Hillary “Bullet” Meaddows
I’m going to make the assumption that after leaving his birth place of Tennessee, and living in Northern California for some time, Hilary had absolutely no desire to return East or South, based on his new found reality in the San Francisco Bay Area. Even living in Southern California was a extreme challenge for African Americans during the turn of the 20th Century. Contrasting that to the peonage population of Tennessee, and the forced ‘convict labor’ coal mining taking place in Tennessee, its not really a hard decision to never return to the South or head East ever again–if you were African America, and especially if you possessed outstanding baseball skills. Hillary “Bullet” Meaddows was one of those type of baseball players.
Hillary Meaddows U.S. 1940 Census Record
According to the U.S. Census Record for 1940, Hilary worked as a laborer for the City Of Oakland. In 1940, this was a good gig with benefits, especially for someone who had only a 7th Grade education. I’m not sure how long he had the job for, but more than likely, he had some serious time invested in it, because at the time of this Census taking in 1940, he was 48 years old.
From his early days with the Oakland (Colored) Giants to the Lynne-Stanley Giants, Hilary bounced from one team to another. There was a definitive split in the Lynne-Stanley Giants camp down the road a piece, which I believe was caused by the distance Chet Bost required his players to travel over the years, exacerbated by his tough management style. As a team Captain on the field, Bost was one of the finest leaders around. As a team player/manager, he may have been a bit of a tyrant, requiring his East Bay team mates to play more games in the Central Valley than they actually wanted to. Chet was from the Central Valley. His best players were not, and they probably wanted to play closer to home. California was filled with Sundown towns during this era of league play, and it was imperative that African Americans respect the hidden lines of Jim Crow in California. For every area of California was not South Berkeley or West Oakland. Hilary lived just a little over 2 miles from San Pablo Park, on 36th Street, in West Oakland, and he played in most of the surrounding parks there for most of his life.
Meaddows played for any number of teams in the San Francisco Bay Area. the Oakland Cubs, the Oakland (Colored) Giants, the Lynne-Stanley Giants, the Royal Colored Giants Of Oakland, the Oak Leafs, Maxwell’s Hardware, and a much longer list of other teams. The connection between Maxwell’s Hardware team and the Berkeley Colored League, reaches all the way through two decades, all the up to the West Coast Baseball Association, the West Coast league professional league started by Jesse Owens and Abe Saperstein, which is another story in itself.
I ran across this article which was very enlightening about Hillary “Bullet” Meaddows and his skill set as a Northern California Negro League baseball player.
The California Eagle, June 21, 1921 Part 1
The California Eagle, June 21, 1921 Part 2
Hillary “Bullet” Meaddows was the “star” attraction on that day, and at request of Neal Pullen, he came South to play the a game of baseball for the Alexander Giants. Pullen had his choice of replacements for John Riddle.
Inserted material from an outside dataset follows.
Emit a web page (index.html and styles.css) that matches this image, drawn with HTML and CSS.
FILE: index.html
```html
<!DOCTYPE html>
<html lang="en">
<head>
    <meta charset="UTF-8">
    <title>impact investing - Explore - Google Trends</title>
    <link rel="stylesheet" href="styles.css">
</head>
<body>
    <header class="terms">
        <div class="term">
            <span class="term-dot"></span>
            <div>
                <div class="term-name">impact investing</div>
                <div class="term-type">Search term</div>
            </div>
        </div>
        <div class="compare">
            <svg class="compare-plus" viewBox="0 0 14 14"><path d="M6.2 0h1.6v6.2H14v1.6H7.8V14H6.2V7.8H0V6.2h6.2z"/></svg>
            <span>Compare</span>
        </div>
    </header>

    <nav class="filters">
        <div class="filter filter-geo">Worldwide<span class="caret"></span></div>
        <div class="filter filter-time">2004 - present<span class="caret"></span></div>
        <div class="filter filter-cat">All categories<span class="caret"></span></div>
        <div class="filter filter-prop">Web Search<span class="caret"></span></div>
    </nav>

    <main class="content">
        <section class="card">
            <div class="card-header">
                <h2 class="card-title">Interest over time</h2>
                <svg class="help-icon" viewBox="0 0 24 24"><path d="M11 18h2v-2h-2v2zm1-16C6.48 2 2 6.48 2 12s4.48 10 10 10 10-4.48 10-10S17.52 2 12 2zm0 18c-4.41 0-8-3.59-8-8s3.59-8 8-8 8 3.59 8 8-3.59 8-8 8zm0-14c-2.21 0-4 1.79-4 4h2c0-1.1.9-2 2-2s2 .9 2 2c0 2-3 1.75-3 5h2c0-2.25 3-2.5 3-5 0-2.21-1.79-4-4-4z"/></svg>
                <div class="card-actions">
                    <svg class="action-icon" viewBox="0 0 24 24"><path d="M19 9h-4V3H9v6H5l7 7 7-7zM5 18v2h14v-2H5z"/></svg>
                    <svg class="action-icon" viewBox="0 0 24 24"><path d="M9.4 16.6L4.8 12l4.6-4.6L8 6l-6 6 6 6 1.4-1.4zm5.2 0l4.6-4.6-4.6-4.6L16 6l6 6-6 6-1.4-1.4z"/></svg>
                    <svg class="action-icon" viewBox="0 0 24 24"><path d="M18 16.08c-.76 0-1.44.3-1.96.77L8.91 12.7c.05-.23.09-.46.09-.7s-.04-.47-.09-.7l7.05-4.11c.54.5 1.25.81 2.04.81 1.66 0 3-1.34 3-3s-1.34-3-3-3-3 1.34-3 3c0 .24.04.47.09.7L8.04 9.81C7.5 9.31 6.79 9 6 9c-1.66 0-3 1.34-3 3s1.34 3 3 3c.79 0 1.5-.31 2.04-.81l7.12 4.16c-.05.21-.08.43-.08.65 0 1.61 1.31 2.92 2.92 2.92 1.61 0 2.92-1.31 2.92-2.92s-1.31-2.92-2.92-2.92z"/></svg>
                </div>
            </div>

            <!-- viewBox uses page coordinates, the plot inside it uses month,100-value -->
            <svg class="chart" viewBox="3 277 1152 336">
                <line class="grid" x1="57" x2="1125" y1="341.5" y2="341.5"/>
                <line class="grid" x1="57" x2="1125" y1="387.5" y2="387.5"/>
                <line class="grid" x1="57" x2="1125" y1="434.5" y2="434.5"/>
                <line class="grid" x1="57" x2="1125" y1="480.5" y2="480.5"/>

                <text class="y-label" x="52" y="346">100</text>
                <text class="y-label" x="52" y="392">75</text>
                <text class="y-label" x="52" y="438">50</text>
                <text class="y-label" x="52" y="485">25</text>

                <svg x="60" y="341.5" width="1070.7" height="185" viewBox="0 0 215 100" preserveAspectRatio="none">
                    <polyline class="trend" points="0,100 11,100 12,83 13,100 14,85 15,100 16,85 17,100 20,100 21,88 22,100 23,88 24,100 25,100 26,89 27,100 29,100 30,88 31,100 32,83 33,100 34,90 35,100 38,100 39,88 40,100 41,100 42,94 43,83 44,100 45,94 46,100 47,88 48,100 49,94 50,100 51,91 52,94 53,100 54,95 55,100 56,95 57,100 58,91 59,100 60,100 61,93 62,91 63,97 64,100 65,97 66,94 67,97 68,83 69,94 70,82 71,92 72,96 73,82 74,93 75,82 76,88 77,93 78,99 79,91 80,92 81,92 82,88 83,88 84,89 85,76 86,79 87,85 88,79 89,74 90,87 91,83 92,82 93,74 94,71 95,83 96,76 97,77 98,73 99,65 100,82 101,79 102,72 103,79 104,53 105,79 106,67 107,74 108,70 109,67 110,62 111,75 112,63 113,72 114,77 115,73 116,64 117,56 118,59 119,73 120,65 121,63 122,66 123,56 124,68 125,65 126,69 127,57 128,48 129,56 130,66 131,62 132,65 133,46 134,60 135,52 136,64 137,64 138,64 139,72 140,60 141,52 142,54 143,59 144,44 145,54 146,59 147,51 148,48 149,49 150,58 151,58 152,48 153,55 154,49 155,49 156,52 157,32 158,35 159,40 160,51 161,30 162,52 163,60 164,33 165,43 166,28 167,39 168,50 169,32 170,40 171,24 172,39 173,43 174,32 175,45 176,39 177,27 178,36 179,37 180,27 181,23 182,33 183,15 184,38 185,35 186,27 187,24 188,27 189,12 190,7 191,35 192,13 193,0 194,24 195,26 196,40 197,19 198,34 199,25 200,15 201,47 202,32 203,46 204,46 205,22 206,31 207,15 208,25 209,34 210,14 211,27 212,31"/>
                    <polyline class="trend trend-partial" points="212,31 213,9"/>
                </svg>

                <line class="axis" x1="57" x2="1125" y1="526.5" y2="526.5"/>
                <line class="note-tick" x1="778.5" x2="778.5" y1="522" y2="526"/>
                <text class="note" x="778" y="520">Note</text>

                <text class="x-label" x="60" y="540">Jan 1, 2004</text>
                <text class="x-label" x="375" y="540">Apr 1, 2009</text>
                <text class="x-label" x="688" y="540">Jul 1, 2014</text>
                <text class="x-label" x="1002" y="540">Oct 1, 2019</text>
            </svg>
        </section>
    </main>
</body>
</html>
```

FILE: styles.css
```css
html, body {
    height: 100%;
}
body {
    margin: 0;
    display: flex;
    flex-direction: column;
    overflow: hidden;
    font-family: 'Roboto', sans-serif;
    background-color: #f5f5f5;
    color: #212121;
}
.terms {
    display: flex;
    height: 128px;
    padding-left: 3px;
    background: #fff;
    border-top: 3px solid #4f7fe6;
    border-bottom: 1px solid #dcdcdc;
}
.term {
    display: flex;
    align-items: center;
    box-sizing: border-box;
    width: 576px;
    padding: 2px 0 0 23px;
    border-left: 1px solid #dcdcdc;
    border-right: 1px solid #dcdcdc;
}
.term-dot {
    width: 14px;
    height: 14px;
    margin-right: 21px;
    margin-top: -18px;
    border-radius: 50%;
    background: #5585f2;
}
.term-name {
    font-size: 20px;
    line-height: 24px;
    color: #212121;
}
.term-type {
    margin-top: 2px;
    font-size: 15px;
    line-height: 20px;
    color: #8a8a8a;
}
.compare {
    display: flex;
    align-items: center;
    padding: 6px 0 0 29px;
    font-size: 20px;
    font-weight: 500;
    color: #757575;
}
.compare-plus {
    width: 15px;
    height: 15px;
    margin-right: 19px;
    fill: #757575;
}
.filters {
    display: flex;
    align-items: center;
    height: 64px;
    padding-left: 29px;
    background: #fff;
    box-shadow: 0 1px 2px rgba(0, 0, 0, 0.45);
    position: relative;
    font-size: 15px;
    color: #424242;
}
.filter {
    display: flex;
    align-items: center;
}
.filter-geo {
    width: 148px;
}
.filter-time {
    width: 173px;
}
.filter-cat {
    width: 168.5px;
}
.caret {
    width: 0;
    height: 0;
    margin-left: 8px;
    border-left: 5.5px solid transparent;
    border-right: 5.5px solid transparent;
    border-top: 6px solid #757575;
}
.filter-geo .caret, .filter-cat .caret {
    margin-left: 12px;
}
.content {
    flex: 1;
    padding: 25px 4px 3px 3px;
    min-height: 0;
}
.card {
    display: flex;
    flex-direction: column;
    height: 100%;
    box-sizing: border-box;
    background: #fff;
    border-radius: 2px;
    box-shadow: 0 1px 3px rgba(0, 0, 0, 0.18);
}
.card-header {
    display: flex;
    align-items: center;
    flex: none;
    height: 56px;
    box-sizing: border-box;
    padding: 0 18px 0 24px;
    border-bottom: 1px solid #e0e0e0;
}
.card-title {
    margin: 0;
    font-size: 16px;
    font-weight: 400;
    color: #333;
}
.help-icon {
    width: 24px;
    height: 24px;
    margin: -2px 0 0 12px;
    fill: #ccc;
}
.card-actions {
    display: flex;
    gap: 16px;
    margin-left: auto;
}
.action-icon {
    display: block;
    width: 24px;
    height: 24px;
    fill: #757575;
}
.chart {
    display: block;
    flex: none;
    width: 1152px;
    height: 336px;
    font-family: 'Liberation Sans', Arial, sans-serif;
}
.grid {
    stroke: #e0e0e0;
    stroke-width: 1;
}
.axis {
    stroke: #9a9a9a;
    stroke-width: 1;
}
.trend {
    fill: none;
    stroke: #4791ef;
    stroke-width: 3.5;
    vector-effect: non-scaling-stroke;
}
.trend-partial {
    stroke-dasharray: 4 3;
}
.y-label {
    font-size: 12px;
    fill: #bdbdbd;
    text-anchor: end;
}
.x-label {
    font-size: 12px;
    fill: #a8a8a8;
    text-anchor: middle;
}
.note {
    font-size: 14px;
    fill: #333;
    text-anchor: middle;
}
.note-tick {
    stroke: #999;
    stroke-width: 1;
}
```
Hillary played that day, like he always played. Hard and fast. Now, I know that this doesn’t mean much to the average person who still thinks that the Negro League player of Northern California was not as good as say, one of the Brooklyn Royal Giants, or someone from the Baltimore Black Sox, or even a player from New York Lincoln Giants. I’ve even heard that players from Northern California, weren’t even the same caliber of players as say the Philadelphia Royal Giants of the L.A. White Sox.
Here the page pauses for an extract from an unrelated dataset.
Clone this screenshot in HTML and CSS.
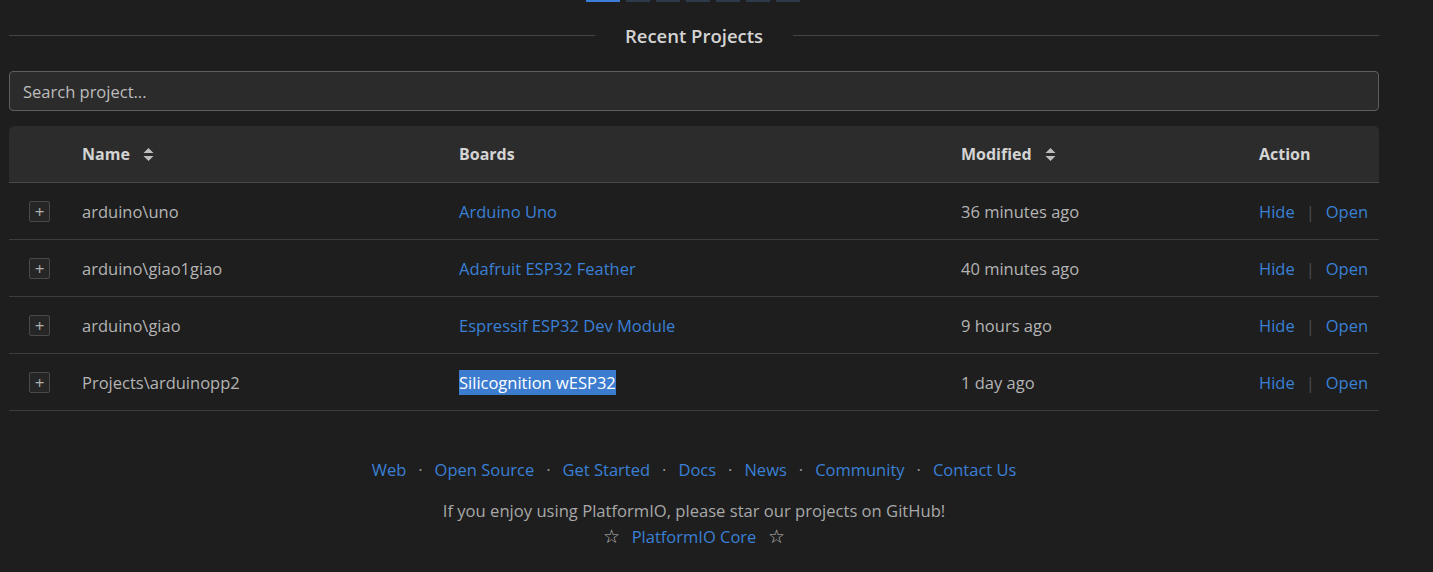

Yet, they’ve never asked the most pertinent question of all, which is– “why,… if they were that good, why would they choose to stay in Northern California?”
That is the question that needs to be pondered by those who think the Bay Area Negro League players were less gifted than their California Winter League, NNL and ECL counterparts. There are many good stories about players from the Northern California, who played primarily in about the East Bay. This is is just one of them.
There is a lot more stories to tell.